Property, plant and equipment are carried at cost less accumulated depreciation after assets are placed in service and are comprised primarily of buildings, furniture, machinery, equipment, land, and the biodiesel plant in India. It is the Company’s policy to depreciate capital assets over their estimated useful lives using the straight-line method.

 

The Company evaluates the recoverability of long-lived assets with finite lives in accordance with Accounting Standards Codification (ASC) Subtopic 360-10-35 Property Plant and Equipment –Subsequent Measurements, which requires recognition of impairment of long-lived assets whenever events or changes in circumstances indicate that the carrying amount of an asset may not be recoverable. When events or changes in circumstances indicate that the carrying amount of an asset may not be recoverable, based on estimated undiscounted cash flows, the impairment loss would be measured as the difference between the carrying amount of the assets and its estimated fair value.

Basic and Diluted Net Income (Loss) per Share

Basic net income (loss) per share is computed by dividing net income or loss attributable to common shareholders by the weighted average number of common shares outstanding for the period.  Diluted net income (loss) per share reflects the dilution of common stock equivalents such as options, convertible preferred stock, debt and warrants to the extent the impact is dilutive.  As the Company incurred net losses for the three and nine months ended September 30, 2016 and 2015, potentially dilutive securities have been excluded from the diluted net loss per share computations as their effect would be anti-dilutive.

 

The following table shows the number of potentially dilutive shares excluded from the diluted net loss per share calculation as of September 30, 2016 and 2015:

 

    As of      
    September 30, 2016     September 30, 2015  
             
Series B preferred (1:10 post split basis)     133       141  
Common stock options and warrants     1,965       1,307  
Debt with conversion feature at $30 per share of common stock     861       783  
Total number of potentially dilutive shares excluded from the diluted net loss per share calculation     2,959       2,231  
Comprehensive Loss

Comprehensive Income requires that an enterprise report, by major components and as a single total, the change in its net assets from non-owner sources. The Company’s other comprehensive income (loss) and accumulated other comprehensive loss consists solely of cumulative currency translation adjustments resulting from the translation of the financial statements of its foreign subsidiary. The investment in this subsidiary is considered indefinitely invested overseas, and as a result, deferred income taxes are not recorded related to the currency translation adjustments.

 

Foreign Currency Translation/Transactions

Assets and liabilities of the Company’s non-U.S. subsidiary that operates in a local currency environment, where that local currency is the functional currency, are translated into U.S. dollars at exchange rates in effect at the balance sheet date, with the resulting translation adjustments directly recorded to a separate component of accumulated other comprehensive loss. Income and expense accounts are translated at average exchange rates. Gains and losses from other foreign currency transactions are recorded in other income (expense).

Operating Segments

Operating segments are defined as components of an enterprise about which separate financial information is available that is evaluated regularly by the chief operating decision maker, or decision-making group, in deciding how to allocate resources and in assessing performance. The Company recognizes two reportable geographic segments: “North America” and “India.”

 

The “North America” operating segment includes the Company’s 60 million gallons per year capacity Keyes plant in Keyes, California and its research facilities in College Park, Maryland.

 

The “India” operating segment encompasses the Company’s 50 million gallon per year capacity biodiesel plant in Kakinada, India, its administrative offices in Hyderabad, India, and the holding companies in Nevada and Mauritius.

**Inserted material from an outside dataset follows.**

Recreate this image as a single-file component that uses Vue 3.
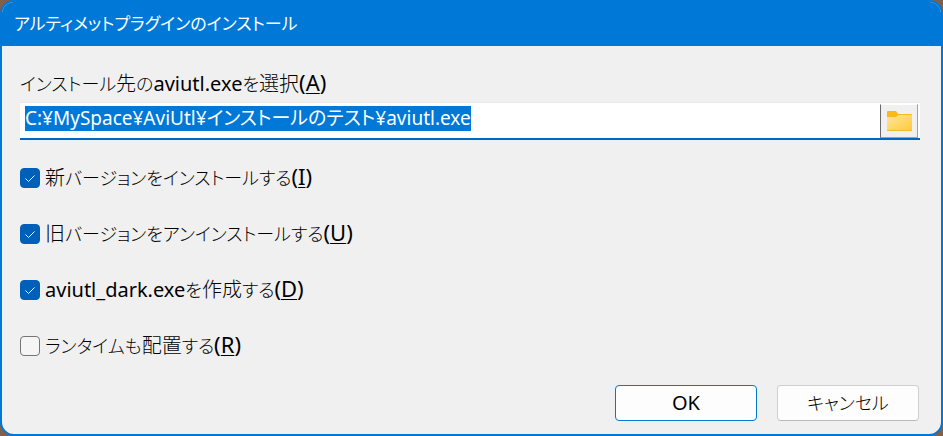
<script setup>
import { onMounted, ref } from 'vue'

const path = ref('C:¥MySpace¥AviUtl¥インストールのテスト¥aviutl.exe')
const pathInput = ref(null)

const options = ref([
  { id: 'install', file: '', kanji: '新', text: 'バージョンをインストールする', key: 'I', checked: true },
  { id: 'uninstall', file: '', kanji: '旧', text: 'バージョンをアンインストールする', key: 'U', checked: true },
  { id: 'dark', file: 'aviutl_dark.exe', lead: 'を', kanji: '作成', text: 'する', key: 'D', checked: true },
  { id: 'runtime', file: '', lead: 'ランタイムも', kanji: '配置', text: 'する', key: 'R', checked: false },
])

onMounted(() => {
  pathInput.value.focus()
  pathInput.value.select()
})
</script>

<template>
  <main class="dialog">
    <header class="titlebar">
      <h1 class="title">アルティメットプラグインのインストール</h1>
    </header>
    <form class="content" @submit.prevent>
      <label class="caption" for="path"><span class="jp">インストール<span class="kanji">先</span>の</span>aviutl.exe<span class="jp">を<span class="kanji">選択</span></span><span class="key">(<u>A</u>)</span></label>
      <div class="field">
        <input id="path" ref="pathInput" v-model="path" class="path" type="text" spellcheck="false" accesskey="a" />
        <button class="browse" type="button" aria-label="参照">
          <svg width="26" height="22" viewBox="0 0 26 22" aria-hidden="true">
            <defs>
              <linearGradient id="folder" x1="0" y1="0" x2="1" y2="1">
                <stop offset="0" stop-color="#ffe59a" />
                <stop offset="1" stop-color="#ffca3a" />
              </linearGradient>
            </defs>
            <path d="M1 2q0-1 1-1h8l2 3h13q1 0 1 1v3H1z" fill="#fbb917" />
            <path d="M1 7h9l2-2h14v15q0 1-1 1H2q-1 0-1-1z" fill="url(#folder)" />
            <path d="M1 20.500h25" stroke="#f3bd31" fill="none" />
          </svg>
        </button>
      </div>
      <div class="options">
        <label v-for="option in options" :key="option.id" class="option" :for="option.id">
          <input :id="option.id" v-model="option.checked" class="check" type="checkbox" />
          <span>{{ option.file }}<span class="jp">{{ option.lead }}<span class="kanji">{{ option.kanji }}</span>{{ option.text }}</span><span class="key">(<u>{{ option.key }}</u>)</span></span>
        </label>
      </div>
      <footer class="actions">
        <button class="button primary" type="submit">OK</button>
        <button class="button" type="button"><span class="jp">キャンセル</span></button>
      </footer>
    </form>
  </main>
</template>

<style>
body {
  background: #80604c;
}
</style>

<style scoped>
.dialog {
  box-sizing: border-box;
  display: flex;
  flex-direction: column;
  min-height: 100vh;
  overflow: hidden;
  border: 2px solid #0078d7;
  border-radius: 14px;
  background: #f0f0f0;
  color: #000;
  font-family: "Noto Sans", "Noto Sans CJK JP", sans-serif;
  font-size: 20px;
  line-height: 28px;
}

.titlebar {
  display: flex;
  align-items: center;
  height: 44px;
  padding: 0 12px;
  background: #0078d7;
  color: #fff;
}

.title {
  margin: 0;
  font-size: 17px;
  font-weight: 400;
  font-feature-settings: "palt";
}

.jp {
  font-family: "Noto Sans CJK JP", sans-serif;
  font-size: 18px;
  font-weight: 300;
  line-height: 18px;
  font-feature-settings: "palt";
}

.kanji {
  font-size: 20px;
}

.key {
  font-size: 22px;
  line-height: 22px;
}

u {
  text-decoration-thickness: 1px;
  text-underline-offset: 2px;
}

.content {
  display: flex;
  flex: 1;
  flex-direction: column;
  padding: 24px 21px 13px 18px;
}

.caption {
  align-self: flex-start;
}

.field {
  display: flex;
  height: 35px;
  margin-top: 4px;
  border-top: 1px solid #e8e8e8;
  border-bottom: 2px solid #0067c0;
  background: #fff;
}

.path {
  flex: 1;
  min-width: 0;
  padding: 0 0 5px 5px;
  border: 0;
  outline: 0;
  background: transparent;
  color: #000;
  font: inherit;
  font-size: 19px;
  line-height: 25px;
  font-feature-settings: "palt";
}

.path::selection {
  background: #0078d7;
  color: #fff;
}

.browse {
  display: flex;
  align-items: center;
  justify-content: center;
  width: 38px;
  margin: 1px 2px 0 0;
  padding: 0;
  border: 1px solid #a0a0a0;
  border-top-color: #fff;
  border-left-color: #696969;
  background: #f0f0f0;
}

.options {
  display: flex;
  flex-direction: column;
  gap: 28px;
  margin-top: 24px;
}

.option {
  display: flex;
  align-items: center;
  align-self: flex-start;
  gap: 5px;
}

.check {
  appearance: none;
  box-sizing: border-box;
  width: 20px;
  height: 20px;
  margin: 0;
  border: 1px solid #757575;
  border-radius: 4px;
  background: #f5f5f5;
}

.check:checked {
  border-color: #005fb8;
  background: #005fb8 url("data:image/svg+xml,%3Csvg xmlns='http://www.w3.org/2000/svg' viewBox='0 0 18 18'%3E%3Cpath d='M4.500 9.500l3 3 6-6' fill='none' stroke='white'/%3E%3C/svg%3E") center / 18px;
}

.actions {
  display: flex;
  justify-content: flex-end;
  gap: 20px;
  margin-top: auto;
  padding-right: 1px;
}

.button {
  box-sizing: border-box;
  width: 142px;
  height: 36px;
  padding: 0;
  border: 1px solid #d0d0d0;
  border-bottom-color: #bababa;
  border-radius: 4px;
  background: #fdfdfd;
  color: #000;
  font: inherit;
}

.button.primary {
  border-color: #0078d4;
}
</style>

Fair Value of Financial Instruments

Financial instruments include cash and cash equivalents, accounts receivable, accounts payable, current and non-current portion of notes payable and long-term debt and accrued expenses.  Due to the unique terms of our notes payable and long-term debt and the financial condition of the Company, the fair value of the debt is not readily determinable.  Upon the application of extinguishment accounting to our debt instruments, we use outside valuation experts to estimate the applicable discount rate using similar instruments.  The fair value, determined using level 3 inputs, of all other current financial instruments is estimated to approximate carrying value due to the short-term nature of these instruments.

Share-Based Compensation

The Company recognizes share-based compensation expense in accordance with ASC 718 Stock Compensation, requiring the Company to recognize expense related to the estimated fair value of the Company’s share-based compensation awards at the time the awards are granted adjusted to reflect only those shares that are expected to vest.

Commitments and Contingencies

The Company records and/or discloses commitments and contingencies in accordance with ASC 450 Contingencies.  ASC 450 applies to an existing condition, situation or set of circumstances involving uncertainty as to possible loss that will ultimately be resolved when one or more future events occur or fail to occur.

Debt Modification Accounting

The Company evaluates amendments to its debt in accordance with ASC 470-50 Debt – Modification and Extinguishments for modification and extinguishment accounting.  This evaluation includes comparing the net present value of cash flows of the new debt to the old debt to determine if changes greater than 10 percent occurred.  In instances where the net present value of future cash flows changed more than 10 percent, the Company applies extinguishment accounting and determines the fair value of its debt based on factors available to the Company.

 

Convertible Instruments

The Company evaluates the impacts of convertible instruments based on the underlying conversion features. Convertible instruments are evaluated for treatment as derivatives that could be bifurcated and recorded separately. Any beneficial conversion feature is recorded based on the intrinsic value difference at the commitment date.

 

Recently Issued Accounting Pronouncements

In May 2014, the FASB issued ASU No. 2014-09, Revenue from Contracts with Customers (Topic 606), which supersedes all existing revenue recognition requirements, including most industry-specific guidance. The new standard requires a company to recognize revenue when it transfers goods or services to customers in an amount that reflects the consideration that the company expects to receive for those goods or services. The new standard will be effective for us on January 1, 2018. We are currently evaluating the potential impact that Topic 606 may have on our financial position and results of operations.